Vice President and Chief Global Information Officer, Cornell University  
Frances and John L. Loeb Associate Professor of Libraries and Information Technology  
Associate Professor of Clinical Medicine  
Associate Professor of Clinical Population Health Sciences

Across medicine, health systems already use chatbots for administrative tasks like scheduling appointments and finding physicians. Yet more intricate tasks, like refilling a prescription or answering a medical question, involve complexities that have made chatbots unsuitable — until now.

New and improved chatbots can help clinical care in a variety of ways. Bots are ideal, for instance, in situations where patients feel timid or embarrassed. Patients often want their doctors to know something they would rather tell a computer than speak out loud. In addition, they’re ideal for breaking down language barriers and can patiently and clearly communicate at the right level of detail. Chatbots can also convey empathy — that’s why some teenagers consider their bot their best friend.

Yet when it comes to matters of health, sickness, life and death, chatbots warrant concern and caution. “AI is engineering without physics,” someone once told me. Just as a child can use blocks to build a tower that stands until it topples, a clinician can use an AI-based bot that provides accurate information until — poof, out of nowhere — it fabricates a fact or figure. Chatbots give a false sense of assurance, and it’s difficult to predict when they’re going to fail. 

“Bots are ideal in situations where patients feel timid or embarrassed. In addition, they’re ideal for breaking down language barriers.”

Dr. Curtis Cole (M.D. ’94)

There’s also the doctor-patient relationship to consider. Increasingly, doctors must find ways to work efficiently, and this can decrease time with patients. Will this be another technology that boosts efficiency but harms the doctor-patient relationship?
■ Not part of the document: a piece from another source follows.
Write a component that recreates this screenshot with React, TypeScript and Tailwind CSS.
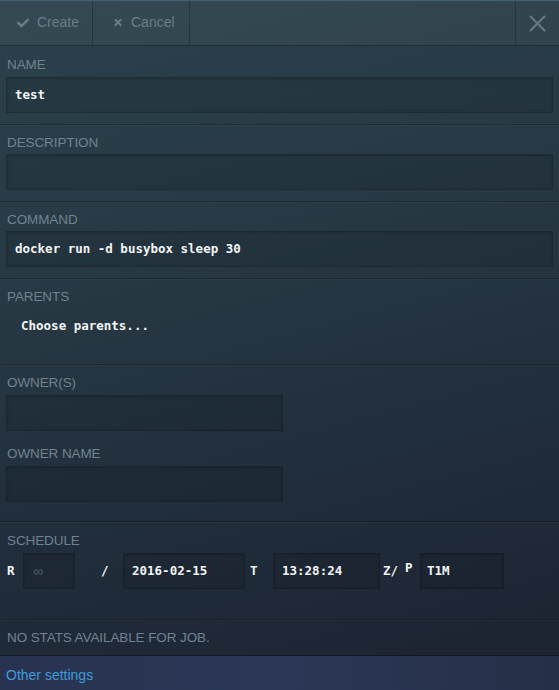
import React from "react";
import { FaCheck, FaTimes } from "react-icons/fa";

const sans = "font-['Helvetica_Neue','Liberation_Sans',Arial,sans-serif]";
const mono = "font-['DejaVu_Sans_Mono','Liberation_Mono',monospace]";

function Label({ children }: { children: React.ReactNode }) {
  return (
    <div className={`${sans} h-[16px] leading-[16px] pl-[1px] text-[13.5px] uppercase text-[#718390] tracking-[-0.1px]`}>
      {children}
    </div>
  );
}

const inputCls =
  "h-[36px] flex items-center bg-[rgba(0,0,0,0.09)] border border-[rgba(0,0,0,0.17)] shadow-[inset_0_1px_3px_rgba(0,0,0,0.18)]";

function Input({ value, className = "" }: { value?: string; className?: string }) {
  return (
    <div className={`${inputCls} px-[8px] ${className}`}>
      {value && (
        <span className={`${mono} text-[12.5px] font-bold text-[#f2f4f5]`}>{value}</span>
      )}
    </div>
  );
}

function Divider() {
  return <div className="h-[2px] shrink-0 border-t border-[rgba(0,0,0,0.22)] border-b border-b-[rgba(255,255,255,0.03)]" />;
}

export default function App() {
  return (
    <div className="w-[559px] h-[690px] flex flex-col overflow-hidden bg-[linear-gradient(165deg,#2b414c_0%,#273944_35%,#212e3c_65%,#1c2231_100%)]">
      {/* toolbar */}
      <div className="h-[46px] shrink-0 flex border-t border-t-[#456273] border-b border-b-[rgba(0,0,0,0.3)] bg-[rgba(255,255,255,0.045)]">
        <div className={`${sans} w-[93px] flex items-center pl-[17px] gap-[8px] pb-[1px] text-[14px] text-[#6a7d89] border-r border-[rgba(0,0,0,0.22)]`}>
          <FaCheck className="w-[12px] h-[12px]" />
          <span>Create</span>
        </div>
        <div className={`${sans} w-[97px] flex items-center pl-[20px] gap-[8px] pb-[1px] text-[14px] text-[#6a7d89] border-r border-[rgba(0,0,0,0.22)]`}>
          <FaTimes className="w-[10px] h-[11px]" />
          <span>Cancel</span>
        </div>
        <div className="flex-1" />
        <div className="w-[44px] flex items-center justify-center border-l border-[rgba(0,0,0,0.22)]">
          <svg width="17" height="17" viewBox="0 0 17 17">
            <path d="M1.5 1.5 L15.5 15.5 M15.5 1.5 L1.5 15.5" stroke="#687984" strokeWidth="2" strokeLinecap="round" />
          </svg>
        </div>
      </div>

      {/* NAME */}
      <div className="h-[78px] shrink-0 px-[6px] pt-[11px] flex flex-col gap-[4px]">
        <Label>Name</Label>
        <Input value="test" />
      </div>
      <Divider />

      {/* DESCRIPTION */}
      <div className="h-[75px] shrink-0 px-[6px] pt-[9px] flex flex-col gap-[3px]">
        <Label>Description</Label>
        <Input />
      </div>
      <Divider />

      {/* COMMAND */}
      <div className="h-[75px] shrink-0 px-[6px] pt-[9px] flex flex-col gap-[3px]">
        <Label>Command</Label>
        <Input value="docker run -d busybox sleep 30" />
      </div>
      <Divider />

      {/* PARENTS */}
      <div className="h-[84px] shrink-0 px-[6px] pt-[9px] flex flex-col gap-[3px]">
        <Label>Parents</Label>
        <div className="h-[36px] flex items-center pl-[15px]">
          <span className={`${mono} text-[12.5px] font-bold text-[#f2f4f5]`}>Choose parents...</span>
        </div>
      </div>
      <Divider />

      {/* OWNERS */}
      <div className="h-[155px] shrink-0 px-[6px] pt-[9px] flex flex-col">
        <Label>Owner(s)</Label>
        <Input className="w-[277px] mt-[4px]" />
        <div className="mt-[15px]">
          <Label>Owner name</Label>
        </div>
        <Input className="w-[277px] mt-[4px]" />
      </div>
      <Divider />

      {/* SCHEDULE */}
      <div className="h-[96px] shrink-0 px-[6px] pt-[10px] flex flex-col gap-[4px]">
        <Label>Schedule</Label>
        <div className={`${mono} flex items-center h-[36px] text-[12.5px] font-bold text-[#f2f4f5]`}>
          <span className="w-[17px] pl-[1px]">R</span>
          <div className={`${inputCls} w-[52px] px-[9px]`}>
            <span className={`${sans} text-[14px] font-normal text-[#4f606b]`}>∞</span>
          </div>
          <span className="w-[48px] pl-[26px]">/</span>
          <div className={`${inputCls} w-[122px] px-[8px] rounded-[3px]`}>2016-02-15</div>
          <span className="w-[28px] pl-[5px]">T</span>
          <div className={`${inputCls} w-[107px] px-[8px]`}>13:28:24</div>
          <span className="w-[22px] pl-[3px]">Z/</span>
          <span className="w-[18px] pl-[3px] -mt-[5px]">P</span>
          <div className={`${inputCls} w-[84px] px-[6px]`}>T1M</div>
        </div>
      </div>
      <Divider />

      {/* NO STATS */}
      <div className="h-[34px] shrink-0 px-[6px] pt-[9px]">
        <Label>No stats available for job.</Label>
      </div>
      <div className="h-[1px] shrink-0 bg-[rgba(0,0,0,0.3)]" />

      {/* footer */}
      <div className="flex-1 flex items-center px-[6px] pt-[4px] bg-[linear-gradient(90deg,#273350_0%,#2b3756_50%,#262f47_100%)]">
        <span className={`${sans} text-[14px] text-[#3f9bd8]`}>Other settings</span>
      </div>
    </div>
  );
}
Most efficiencies result in doctors seeing more patients, instead of having more time with patients.

Chatbots also bring concerns about cognitive load. Patient intake, an area that bots could someday handle, is a prime example. Intake requires lower cognition than processes like diagnostic reasoning and critical thinking. But intake can provide a nice break from the more taxing work of providers, while strengthening the clinician-patient relationship. Do we really want chatbots to perform these services? These are the kinds of questions we must ask ourselves.